Tak lama terdengar pintu kamar mandi terbuka, ia bisa mencium wangi khas Deva-suaminya.
Selama 10 menit Diva tak merasakan pergerakan ranjang di sebelah nya. Perlahan ia membalikkan posisinya, Hati Diva tersayat melihat suaminya yang memilih tidur di sofa. Air mata itu kembali luruh di kedua pipinya.
Diva bangkit dari posisinya, dengan hati-hati ia mendekati Deva yang terpejam. Diva duduk bersila menghadap wajah suaminya. Mengusap kasar air matanya yang luruh. Ia pandangi wajah sendu Deva. Tangannya terulur mengusap setiap inci wajah tampan suaminya.
Diva tersenyum getir mengusap pelan kelopak mata itu. Mata ini yang tadi menatap nya tajam, akankah ia kembali mendapat tatapan lembut dari sang pemilik. Kemudian ia meraba bibir merah alami milik suaminya. Ia menggigit keras bibirnya. Menahan Isakan. Mengingat bibir ini yang tadi mengeluarkan bentakan dan kata-kata pedas membuatnya sakit. Isakan kecil itu keluar dari bibirnya yang bergetar. Cukup!
Diva tak bisa lagi menahan rasa perih ini, seakan torehan luka merongrong raganya. Ia menunduk di sisi Deva. Lagi dan lagi ia menangis tergugu. Tanpa Diva sadari bahwa selama itu Deva tahu apa yang ia lakukan. Deva yang memang belum tidur dan memandangi punggung ringkih istrinya. Ia memilih berbaring di sofa dibandingkan di samping istrinya. Ketika ia melihat pergerakan punggung itu, ia pura-pura memejamkan mata. Ia tahu bahwa ada orang yang mendekati nya. Ia merasakan usapan pada wajahnya dan ia mendengar Isakan pilu istrinya. Sekuat tenaga ia menahan untuk tak merengkuh tubuh ringkih Diva. Sepersekian detik ia merasakan benda kenyal menyentuh kening nya dan setetes air mata jatuh mengenai pipinya. Mendadak kelopak mata Deva terbuka dan melihat punggung istrinya menjauh keluar kamar.

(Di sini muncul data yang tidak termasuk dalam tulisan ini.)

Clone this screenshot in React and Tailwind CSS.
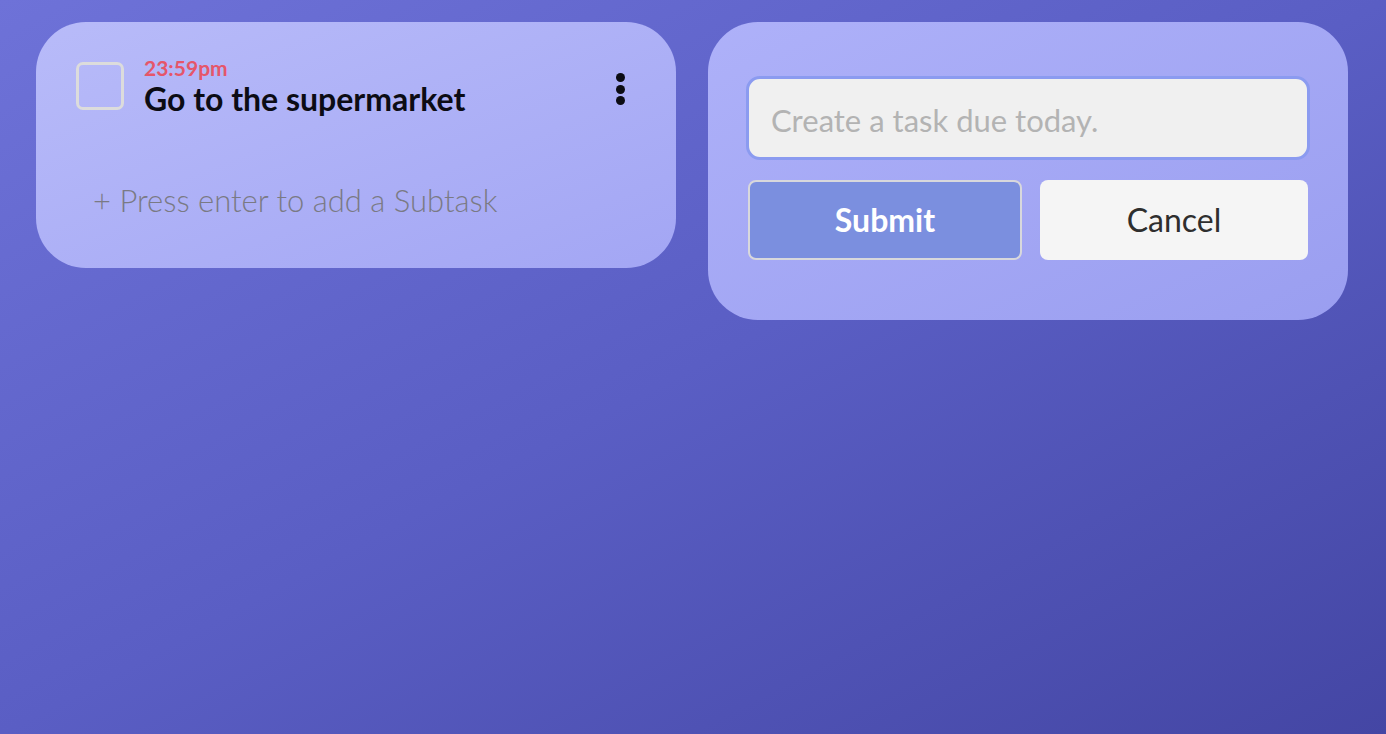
export default function App() {
  return (
    <div
      className="w-[1386px] h-[734px] overflow-hidden bg-gradient-to-br from-[#6e72d8] via-[#5a5ec4] to-[#4446a4]"
      style={{ fontFamily: "Lato, 'Noto Sans', sans-serif" }}
    >
      <div className="flex items-start gap-8 pl-9 pt-[22px]">
        {/* Left card */}
        <div className="w-[640px] h-[246px] rounded-[50px] bg-gradient-to-br from-[#b8bbf9] to-[#a3a6f4] px-10 pt-10">
          <div className="flex items-start">
            <div className="w-12 h-12 shrink-0 rounded-[7px] border-[3px] border-[#dcdcdc]" />
            <div className="ml-5 flex-1 flex flex-col -mt-[6px]">
              <span className="text-[21px] font-bold leading-[24px] text-[#e5566a]">23:59pm</span>
              <span className="text-[32px] font-bold leading-[36px] text-[#0c0c14] mt-[1px]">Go to the supermarket</span>
            </div>
            <div className="mt-[11px] mr-[11px] flex flex-col items-center gap-[2.5px]">
              <span className="block w-[9px] h-[9px] rounded-full bg-[#0c0c14]" />
              <span className="block w-[9px] h-[9px] rounded-full bg-[#0c0c14]" />
              <span className="block w-[9px] h-[9px] rounded-full bg-[#0c0c14]" />
            </div>
          </div>
          <div className="mt-[64px] pl-[17px] text-[31px] font-light leading-[38px] text-[#7a7a84]">
            + Press enter to add a Subtask
          </div>
        </div>

        {/* Right card */}
        <div className="w-[640px] h-[298px] rounded-[50px] bg-gradient-to-br from-[#aeb1f9] to-[#9a9ef0] px-[38px] pt-[54px]">
          <div className="h-[84px] rounded-[14px] border-[3px] border-[#8b9bf0] bg-[#f0f0f0] flex items-center px-[22px]">
            <span className="text-[31px] leading-none text-[#b3b3b3] mt-[4px]">Create a task due today.</span>
          </div>
          <div className="mt-5 flex gap-[18px] px-[2px]">
            <button className="w-[274px] h-20 rounded-lg border-2 border-[#d8d8dc] bg-[#7b8fdf] text-white text-[32px] font-bold">
              Submit
            </button>
            <button className="w-[268px] h-20 rounded-lg bg-[#f5f5f5] text-[#2e2e2e] text-[32px]">
              Cancel
            </button>
          </div>
        </div>
      </div>
    </div>
  );
}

Pertahan Diva runtuh, ia memeluk kedua lututnya. Tubuhnya bergetar seiring Isakan yang terus keluar dari bibirnya.
"Hiks.." Diva Mencengkram dadanya, berusaha menghilangkan rasa pedih dan sakit yang menyelimutinya.
Dua anak manusia itu Meraung karna torehan luka.